Carnaval is not so much a time to prepare for Lent and deny earthly pleasure as it is an opportunity to realize romantic ambitions. It is the one time when a person is permitted to work out his sex problems in his own fashion. He finds a new love, or dances with a woman he has loved from afar. There's even a word for it: namoro de carnaval, or carnival affair. A frustrated husband can finally go out and dance with young girls. Young bachelors can find girls to fall in love with. There are so many amorous dynamics tied up in carnaval love that the murder rate increases tremendously. Very few of the murders involve robberies, but the majority are a way of solving the eternal triangle--by knocking off one of the corners.

Brazil is ostensibly a Catholic country, but it is not really Catholic. African rites were brought by slaves, and the lower-class people who prac tice spiritism have adopted Catholic saints and some Catholic rituals. They use the Catholic icons to represent their African gods. Carnaval ends up as a time when the lower class uses the status of the rich white man's religion mixed with African gods--the ones the poor believe in. The celebration thus pulls the country together.

In the U.S., everyone can afford to live it up more than once a year. But the poor Brazilian is kept away from places of entertainment by his color and his clothes; he wouldn't know how to act, and he doesn't have the money anyway.

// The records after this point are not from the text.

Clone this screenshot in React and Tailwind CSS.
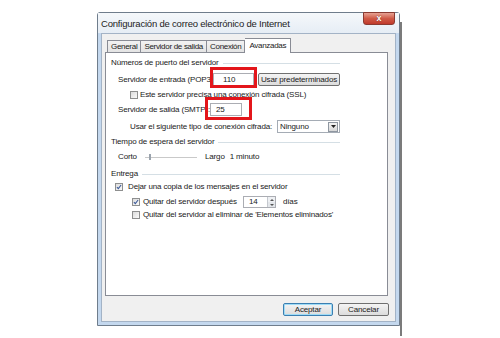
import React from 'react';

const ui = "font-['Liberation_Sans',Arial,sans-serif] text-[8px] tracking-[-0.15px] text-[#1a1a1a]";

function Check({ checked }) {
  return (
    <span className="w-[8px] h-[8px] shrink-0 border border-[#8e8f8f] bg-linear-to-br from-[#dcdcdc] to-[#fafafa] flex items-center justify-center">
      {checked && (
        <svg width="8" height="8" viewBox="0 0 8 8">
          <path d="M1.2 4.2 L3.1 6.2 L6.8 1.4" fill="none" stroke="#3b5998" strokeWidth="1.4" />
        </svg>
      )}
    </span>
  );
}

function GroupHeader({ title, className = '' }) {
  return (
    <div className={`flex items-center h-[12px] w-[229px] ${className}`}>
      <span>{title}</span>
      <span className="flex-1 ml-[4px] border-t border-[#d5dfe5]" />
    </div>
  );
}

function Button({ children, primary }) {
  return (
    <div
      className={`h-[13px] flex items-center justify-center rounded-[2px] border bg-linear-to-b from-[#f4f4f4] to-[#dcdcdc] ${
        primary ? 'border-[#3c7fb1] shadow-[inset_0_0_0_1px_#9fdcf7] from-[#eaf6fd] to-[#bee6fd]' : 'border-[#707070]'
      }`}
    >
      {children}
    </div>
  );
}

export default function App() {
  return (
    <div className={`relative w-[500px] h-[338px] bg-white overflow-hidden ${ui}`}>
      <div className="flex pt-[12px] pl-[97px]">
        {/* window */}
        <div className="w-[303px] h-[314px] flex flex-col border border-[#6f7d8c] rounded-t-[3px] bg-[#c4d8ee]">
          {/* title bar */}
          <div className="h-[20px] flex items-start justify-between bg-linear-to-b from-[#f5f8fb] to-[#e6edf5] pl-[3px]">
            <span className="mt-[4px] text-[9.5px] tracking-[-0.2px] text-[#222]">
              Configuración de correo electrónico de Internet
            </span>
            <div className="-mt-px mr-[4px] w-[32px] h-[13px] rounded-b-[3px] border border-[#8a3a31] bg-linear-to-b from-[#e6a193] via-[#cf5a47] to-[#c0392b] flex items-center justify-center">
              <span className="text-white font-bold text-[9px] leading-none [text-shadow:0_0_1px_#5a1a12]">x</span>
            </div>
          </div>
          {/* client area */}
          <div className="flex-1 mx-[3px] mb-[3px] bg-[#f0f0f0] border border-[#a3b3c6] pl-[3px] pt-[3px] flex flex-col">
            {/* tabs */}
            <div className="flex items-end h-[15px] pl-[2px] tracking-[-0.3px]">
              <div className="h-[12px] px-[3px] flex items-center border border-b-0 border-[#898c95] bg-linear-to-b from-[#f2f2f2] to-[#e4e4e4]">General</div>
              <div className="h-[12px] px-[3px] flex items-center border border-b-0 border-l-0 border-[#898c95] bg-linear-to-b from-[#f2f2f2] to-[#e4e4e4]">Servidor de salida</div>
              <div className="h-[12px] px-[3px] flex items-center border border-b-0 border-l-0 border-[#898c95] bg-linear-to-b from-[#f2f2f2] to-[#e4e4e4]">Conexión</div>
              <div className="h-[15px] px-[4px] -mb-px relative z-10 flex items-center border border-b-0 border-l-0 border-[#898c95] bg-white">Avanzadas</div>
            </div>
            {/* panel */}
            <div className="w-[283px] h-[244px] border border-[#898c95] bg-white pl-[5px] pt-[4px] flex flex-col">
              <GroupHeader title="Números de puerto del servidor" />
              <div className="mt-[4px] h-[13px] flex items-center pl-[7px]">
                <span className="w-[95px] whitespace-nowrap">Servidor de entrada (POP3):</span>
                <div className="w-[41px] h-[13px] border border-[#abadb3] bg-white flex items-center pl-[9px]">110</div>
                <div className="ml-[4px] w-[82px]">
                  <Button>Usar predeterminados</Button>
                </div>
              </div>
              <div className="mt-[3px] h-[11px] flex items-center pl-[19px] gap-[2px]">
                <Check />
                <span className="whitespace-nowrap">Este servidor precisa una conexión cifrada (SSL)</span>
              </div>
              <div className="mt-[3px] h-[13px] flex items-center pl-[7px]">
                <span className="w-[92px] whitespace-nowrap">Servidor de salida (SMTP):</span>
                <div className="w-[32px] h-[13px] border border-[#abadb3] bg-white flex items-center pl-[5px]">25</div>
              </div>
              <div className="mt-[4px] h-[13px] flex items-center pl-[19px]">
                <span className="w-[147px] whitespace-nowrap">Usar el siguiente tipo de conexión cifrada:</span>
                <div className="w-[63px] h-[13px] border border-[#a5acb5] bg-white flex items-center justify-between pl-[2px] pr-px">
                  <span>Ninguno</span>
                  <span className="w-[10px] h-[10px] border border-[#8f97a1] bg-linear-to-b from-[#f4f4f4] to-[#d8d8d8] flex items-center justify-center">
                    <svg width="5" height="3" viewBox="0 0 5 3"><path d="M0 0 H5 L2.5 3 Z" fill="#222" /></svg>
                  </span>
                </div>
              </div>
              <GroupHeader title="Tiempo de espera del servidor" className="mt-[3px]" />
              <div className="mt-[3px] h-[12px] flex items-center pl-[7px]">
                <span className="w-[27px]">Corto</span>
                <div className="relative w-[52px] h-[6px] flex items-center">
                  <span className="w-full border-t border-[#c9c9c9]" />
                  <span className="absolute left-[4px] top-0 w-[2px] h-[6px] bg-[#9aa3ad]" />
                </div>
                <span className="ml-[8px]">Largo</span>
                <span className="ml-[5px]">1 minuto</span>
              </div>
              <GroupHeader title="Entrega" className="mt-[5px]" />
              <div className="mt-px h-[12px] flex items-center pl-[4px] gap-[5px]">
                <Check checked />
                <span className="whitespace-nowrap">Dejar una copia de los mensajes en el servidor</span>
              </div>
              <div className="mt-[3px] h-[12px] flex items-center pl-[21px]">
                <Check checked />
                <span className="ml-[3px] w-[100px] whitespace-nowrap">Quitar del servidor después</span>
                <div className="w-[33px] h-[12px] border border-[#abadb3] bg-white flex items-center justify-between pl-[5px]">
                  <span>14</span>
                  <span className="w-[8px] h-full flex flex-col border-l border-[#c5c9cf]">
                    <span className="flex-1 flex items-center justify-center bg-[#eef0f3]">
                      <svg width="4" height="2" viewBox="0 0 4 2"><path d="M0 2 H4 L2 0 Z" fill="#555" /></svg>
                    </span>
                    <span className="flex-1 flex items-center justify-center bg-[#e3e6ea]">
                      <svg width="4" height="2" viewBox="0 0 4 2"><path d="M0 0 H4 L2 2 Z" fill="#555" /></svg>
                    </span>
                  </span>
                </div>
                <span className="ml-[7px]">días</span>
              </div>
              <div className="mt-px h-[12px] flex items-center pl-[21px] gap-[3px]">
                <Check />
                <span className="whitespace-nowrap">Quitar del servidor al eliminar de 'Elementos eliminados'</span>
              </div>
            </div>
            {/* buttons */}
            <div className="mt-[7px] flex justify-end gap-[5px] pr-[6px]">
              <div className="w-[50px]">
                <Button primary>Aceptar</Button>
              </div>
              <div className="w-[51px]">
                <Button>Cancelar</Button>
              </div>
            </div>
          </div>
        </div>
        <div className="w-[2px] h-[314px] bg-[#7b7b7b] mt-[10px]" />
      </div>
      {/* red annotation boxes */}
      <div className="absolute left-[210px] top-[67px] w-[47px] h-[21px] border-[3px] border-[#e3161b]" />
      <div className="absolute left-[205px] top-[97px] w-[47px] h-[23px] border-[3px] border-[#e3161b]" />
    </div>
  );
}
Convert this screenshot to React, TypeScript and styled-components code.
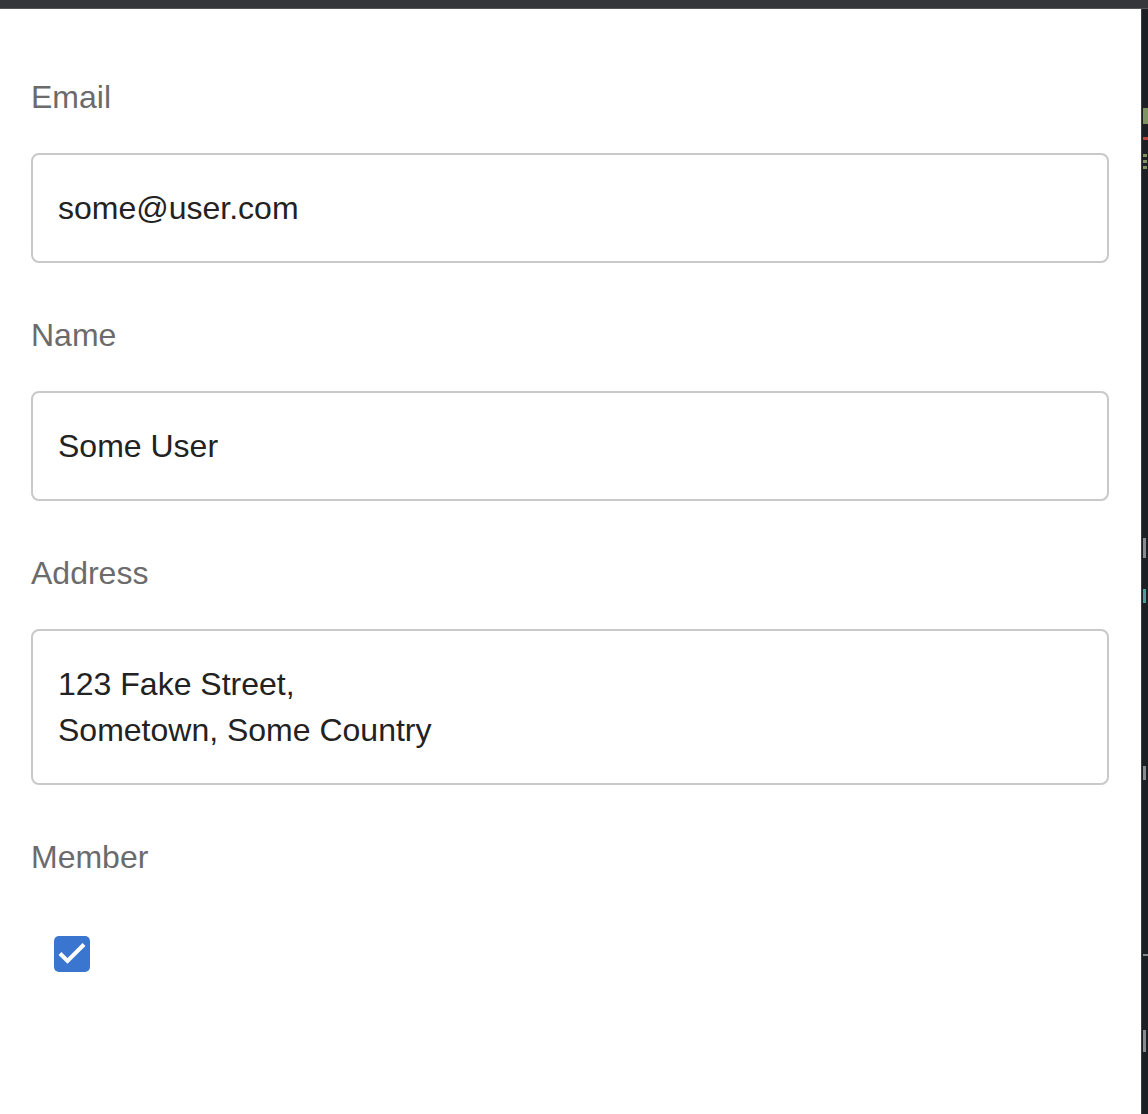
import React from 'react';
import styled, { createGlobalStyle } from 'styled-components';

const GlobalStyle = createGlobalStyle`
    html, body {
        margin: 0;
        padding: 0;
        background: #ffffff;
    }
    * {
        box-sizing: border-box;
    }
`;

const Shell = styled.div`
    display: flex;
    flex-direction: column;
    width: 1148px;
    height: 1114px;
    overflow: hidden;
    font-family: 'Liberation Sans', Arial, Helvetica, sans-serif;
`;

const TopBar = styled.div`
    height: 9px;
    flex: none;
    background: #35363a;
    border-bottom: 1px solid #55565a;
`;

const Body = styled.div`
    display: flex;
    flex: 1;
    min-height: 0;
`;

const Main = styled.main`
    flex: 1;
    background: #ffffff;
    padding: 68px 32px 0 31px;
`;

// a sliver of a code editor peeking in at the right edge
const EditorStrip = styled.div`
    position: relative;
    width: 7px;
    flex: none;
    background: #1e1f22;
    border-left: 1px solid #3b3c40;
    overflow: hidden;
`;

const Mark = styled.span<{ $top: number; $height: number; $width: number; $color: string }>`
    position: absolute;
    left: 1px;
    top: ${(p) => p.$top}px;
    width: ${(p) => p.$width}px;
    height: ${(p) => p.$height}px;
    background: ${(p) => p.$color};
`;

const Field = styled.div`
    display: flex;
    flex-direction: column;
    margin-bottom: 52px;
`;

const Label = styled.label`
    font-size: 32px;
    line-height: 40px;
    color: #6b6b6b;
    margin-bottom: 36px;
`;

const MemberLabel = styled(Label)`
    margin-bottom: 59px;
`;

const TextInput = styled.input`
    height: 110px;
    width: 100%;
    border: 2px solid #c9c9c9;
    border-radius: 8px;
    padding: 0 25px;
    font-family: inherit;
    font-size: 32px;
    color: #222222;
    background: #ffffff;
    outline: none;
`;

const TextArea = styled.textarea`
    height: 156px;
    width: 100%;
    border: 2px solid #c9c9c9;
    border-radius: 8px;
    padding: 30px 25px;
    font-family: inherit;
    font-size: 32px;
    line-height: 46px;
    color: #222222;
    background: #ffffff;
    resize: none;
    outline: none;
    overflow: hidden;
`;

const CheckWrap = styled.label`
    display: inline-flex;
    margin-left: 23px;
    cursor: pointer;
`;

const HiddenCheck = styled.input`
    display: none;
`;

const CheckBox = styled.span<{ $checked: boolean }>`
    display: flex;
    width: 36px;
    height: 36px;
    border-radius: 5px;
    background: ${(p) => (p.$checked ? '#3a76d0' : '#ffffff')};
    border: ${(p) => (p.$checked ? 'none' : '2px solid #999')};
`;

const marks = [
    { top: 99, height: 16, width: 5, color: '#7f9463' },
    { top: 128, height: 3, width: 5, color: '#c0453e' },
    { top: 145, height: 3, width: 4, color: '#7f9463' },
    { top: 151, height: 3, width: 4, color: '#7f9463' },
    { top: 157, height: 3, width: 4, color: '#7f9463' },
    { top: 529, height: 20, width: 3, color: '#8a8c90' },
    { top: 580, height: 14, width: 3, color: '#4f9c99' },
    { top: 757, height: 14, width: 3, color: '#8a8c90' },
    { top: 945, height: 2, width: 5, color: '#8a8c90' },
    { top: 1021, height: 22, width: 3, color: '#8a8c90' },
];

export default function App() {
    const [member, setMember] = React.useState(true);

    return (
        <>
            <GlobalStyle />
            <Shell>
                <TopBar />
                <Body>
                    <Main>
                        <Field>
                            <Label htmlFor="email">Email</Label>
                            <TextInput id="email" defaultValue="some@user.com" />
                        </Field>
                        <Field>
                            <Label htmlFor="name">Name</Label>
                            <TextInput id="name" defaultValue="Some User" />
                        </Field>
                        <Field>
                            <Label htmlFor="address">Address</Label>
                            <TextArea
                                id="address"
                                defaultValue={'123 Fake Street,\nSometown, Some Country'}
                            />
                        </Field>
                        <Field>
                            <MemberLabel as="div">Member</MemberLabel>
                            <CheckWrap>
                                <HiddenCheck
                                    type="checkbox"
                                    checked={member}
                                    onChange={(e) => setMember(e.target.checked)}
                                />
                                <CheckBox $checked={member}>
                                    {member && (
                                        <svg width="36" height="36" viewBox="0 0 36 36">
                                            <path
                                                d="M6 17.5 L13.5 25 L30 8.5"
                                                fill="none"
                                                stroke="#ffffff"
                                                strokeWidth="4"
                                            />
                                        </svg>
                                    )}
                                </CheckBox>
                            </CheckWrap>
                        </Field>
                    </Main>
                    <EditorStrip>
                        {marks.map((m) => (
                            <Mark
                                key={m.top}
                                $top={m.top}
                                $height={m.height}
                                $width={m.width}
                                $color={m.color}
                            />
                        ))}
                    </EditorStrip>
                </Body>
            </Shell>
        </>
    );
}
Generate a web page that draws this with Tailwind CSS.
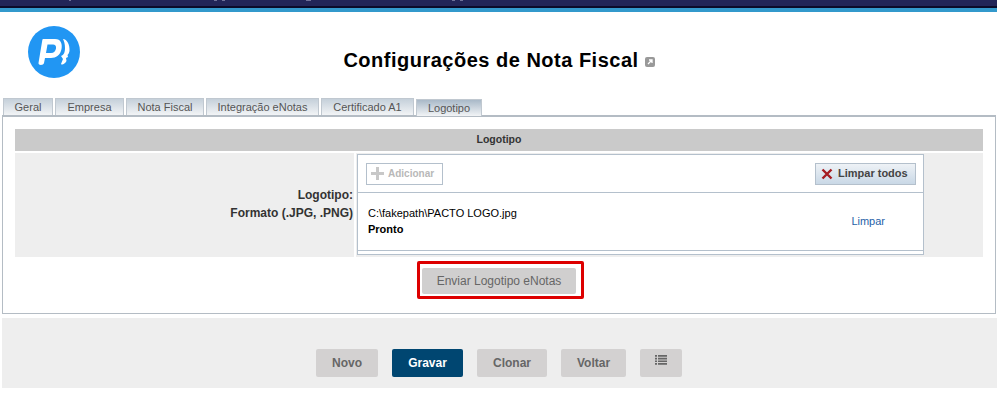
<!DOCTYPE html>
<html lang="en">
<head>
    <meta charset="UTF-8">
    <title>Configurações de Nota Fiscal</title>
    <script src="https://cdn.jsdelivr.net/npm/@tailwindcss/browser@4"></script>
</head>
<body class="bg-white font-['Liberation_Sans',Arial,sans-serif] text-[12px] text-[#333] h-[415px] overflow-hidden">

    <!-- top bar, only the feet of the menu text are left in view -->
    <div class="h-[6px] bg-[#222558] flex items-start">
        <div class="ml-[69px] w-[2px] h-[1px] bg-[#6f7199]"></div>
        <div class="ml-[143px] w-[3px] h-[1px] bg-[#6f7199]"></div>
        <div class="ml-[5px] w-[3px] h-[1px] bg-[#6f7199]"></div>
        <div class="ml-[81px] w-[5px] h-[1px] bg-[#6f7199]"></div>
        <div class="ml-[141px] w-[3px] h-[1px] bg-[#6f7199]"></div>
        <div class="ml-[5px] w-[3px] h-[1px] bg-[#6f7199]"></div>
    </div>
    <div class="h-[2px] bg-[#0b0b2a]"></div>
    <div class="h-[4px] bg-[#3399cc]"></div>

    <!-- header -->
    <div class="h-[86px] relative flex pl-[28px] pt-[14px]">
        <svg width="52" height="52" viewBox="0 0 52 52">
            <circle cx="26" cy="26" r="26" fill="#2196f3"/>
            <path d="M15 13H27C33 13 34.500 18 33.500 23C32.500 29 28 32 23 32H17L16 37C15.700 39.500 10 39.500 10.500 37L14 16C14.300 14 14.500 13 15 13ZM19.500 18.500L18 27H23C26 27 27.500 25 28 22.500C28.500 20 27 18.500 25 18.500Z" fill="#fff" fill-rule="evenodd"/>
            <path d="M35 13C39 13 42 19 41.500 25C41 27 40.500 28 39.500 29L40 31L38 32L38.500 35C37 38 34 39.500 33 38L35 33L33 30C36 29 37 26 37 22C37 18 36 15 35 13Z" fill="#fff"/>
        </svg>
        <div class="absolute left-0 right-0 top-[34px] flex justify-center items-center pl-[1px]">
            <h1 class="text-[20px] leading-[28px] font-bold text-black tracking-[0.5px]">Configurações de Nota Fiscal</h1>
            <svg class="ml-[6px] mt-[4px]" width="10" height="10" viewBox="0 0 10 10">
                <rect width="10" height="10" rx="2" fill="#999"/>
                <path d="M3 7l3.500-3.500M4 3h3v3" stroke="#fff" stroke-width="1.300" fill="none"/>
            </svg>
        </div>
    </div>

    <!-- tabs -->
    <div class="flex pl-[3px] gap-[2px] h-[17px] items-start text-[#555] text-[11px]">
        <div class="w-[50px] h-[17px] border border-b-0 border-[#c0c8d0] bg-gradient-to-b from-[#c5d0da] to-[#f2f4f6] flex items-center justify-center">Geral</div>
        <div class="w-[69px] h-[17px] border border-b-0 border-[#c0c8d0] bg-gradient-to-b from-[#c5d0da] to-[#f2f4f6] flex items-center justify-center">Empresa</div>
        <div class="w-[78px] h-[17px] border border-b-0 border-[#c0c8d0] bg-gradient-to-b from-[#c5d0da] to-[#f2f4f6] flex items-center justify-center">Nota Fiscal</div>
        <div class="w-[113px] h-[17px] border border-b-0 border-[#c0c8d0] bg-gradient-to-b from-[#c5d0da] to-[#f2f4f6] flex items-center justify-center">Integração eNotas</div>
        <div class="w-[93px] h-[17px] border border-b-0 border-[#c0c8d0] bg-gradient-to-b from-[#c5d0da] to-[#f2f4f6] flex items-center justify-center">Certificado A1</div>
        <div class="mt-[1px] w-[66px] h-[17px] border border-b-0 border-[#c0c8d0] bg-gradient-to-b from-[#a9b9c8] to-[#f2f4f6] flex items-center justify-center">Logotipo</div>
    </div>

    <!-- panel -->
    <div class="mx-[2px] w-[994px] h-[199px] border border-t-2 border-[#b4bcc4] pt-[12px] pl-[12px] pr-[12px]">
        <div class="h-[22px] bg-[#cacaca] flex items-center justify-center font-bold text-[10.500px]">Logotipo</div>
        <div class="mt-[2px] h-[104px] flex">
            <div class="w-[339px] pr-[1px] bg-[#eeeeee] flex flex-col items-end justify-center font-bold leading-[18px] text-[12px] text-[#333] pb-[2px]">
                <span>Logotipo:</span>
                <span>Formato (.JPG, .PNG)</span>
            </div>
            <div class="flex-1 ml-[2px] bg-[#eeeeee] pt-[1px] pl-[1px]">
                <div class="w-[567px] h-[101px] bg-white border border-[#b4c0cc]">
                    <div class="h-[38px] border-b border-[#b4c0cc] flex items-center justify-between pl-[8px] pr-[7px]">
                        <div class="w-[77px] h-[22px] border border-[#b4c0cc] flex items-center pl-[4px] text-[#b8b8b8] font-bold text-[10px]">
                            <svg width="13" height="13" viewBox="0 0 13 13"><path d="M5 0h3v5h5v3H8v5H5V8H0V5h5z" fill="#c8c8c8"/></svg>
                            <span class="ml-[4px]">Adicionar</span>
                        </div>
                        <div class="w-[101px] h-[22px] border border-[#b4c0cc] bg-gradient-to-b from-[#eef2f6] to-[#c9d8e6] flex items-center pl-[5px] text-[#444] font-bold text-[11px]">
                            <svg width="12" height="12" viewBox="0 0 12 12"><path d="M1.500 1.500l9 9M10.500 1.500l-9 9" stroke="#a61c22" stroke-width="2.400"/></svg>
                            <span class="ml-[5px]">Limpar todos</span>
                        </div>
                    </div>
                    <div class="h-[58px] border-b border-[#b4c0cc] flex justify-between pl-[10px] pr-[38px] pt-[12px] text-[11px] text-black">
                        <div class="leading-[16px]">
                            <div>C:\fakepath\PACTO LOGO.jpg</div>
                            <div class="font-bold">Pronto</div>
                        </div>
                        <a class="text-[#1f62a8] mt-[8px] leading-[16px]">Limpar</a>
                    </div>
                </div>
            </div>
        </div>
        <div class="mt-[4px] ml-[402px] w-fit border-[3px] border-[#dd0000] rounded-[2px] pt-[4px] pb-[2px] pl-[2px] pr-[5px]">
            <div class="w-[154px] h-[26px] bg-[#d0cfcf] rounded-[2px] flex items-center justify-center text-[#666] text-[12px]">Enviar Logotipo eNotas</div>
        </div>
    </div>

    <!-- footer -->
    <div class="mt-[4px] ml-[2px] h-[70px] bg-[#eeeeee] flex justify-start gap-[14px] pl-[314px] pt-[31px] font-bold text-[12px] text-[#666]">
        <div class="w-[62px] h-[28px] rounded-[2px] bg-[#d3d1d1] flex items-center justify-center">Novo</div>
        <div class="w-[71px] h-[28px] rounded-[2px] bg-[#004671] text-white flex items-center justify-center">Gravar</div>
        <div class="w-[70px] h-[28px] rounded-[2px] bg-[#d3d1d1] flex items-center justify-center">Clonar</div>
        <div class="w-[65px] h-[28px] rounded-[2px] bg-[#d3d1d1] flex items-center justify-center">Voltar</div>
        <div class="w-[42px] h-[28px] rounded-[2px] bg-[#d3d1d1] flex justify-center pt-[6px]">
            <svg width="12" height="10" viewBox="0 0 12 10" fill="#666">
                <path d="M0 0h2v1.700H0zM3 0h9v1.700H3zM0 2.700h2v1.700H0zM3 2.700h9v1.700H3zM0 5.400h2v1.700H0zM3 5.400h9v1.700H3zM0 8.100h2v1.700H0zM3 8.100h9v1.700H3z"/>
            </svg>
        </div>
    </div>

</body>
</html>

Carnaval is the only time of the year when the doorman or the janitor who has worked for the rich man all year long can dress up in the rich man's clothing and feel that the two of them have something in common.

The phenomenon of carnaval is that a person begins to think, "It's not so much that I am having fun, but I see so many people having fun that I too begin enjoying myself. And because they see me having fun, they, in turn, have more fun." That is why carnaval is so embedded in the culture. One can see poor, ragged people looking as if they were having fun. You would have to ask each individual if he is enjoying himself; but at least they look as if they were. This is agreeable to the human being who gets caught up in it; one feels he must become involved in it. But on the other hand, a lot of people leave Rio at carnaval time because they are afraid to get caught up in it.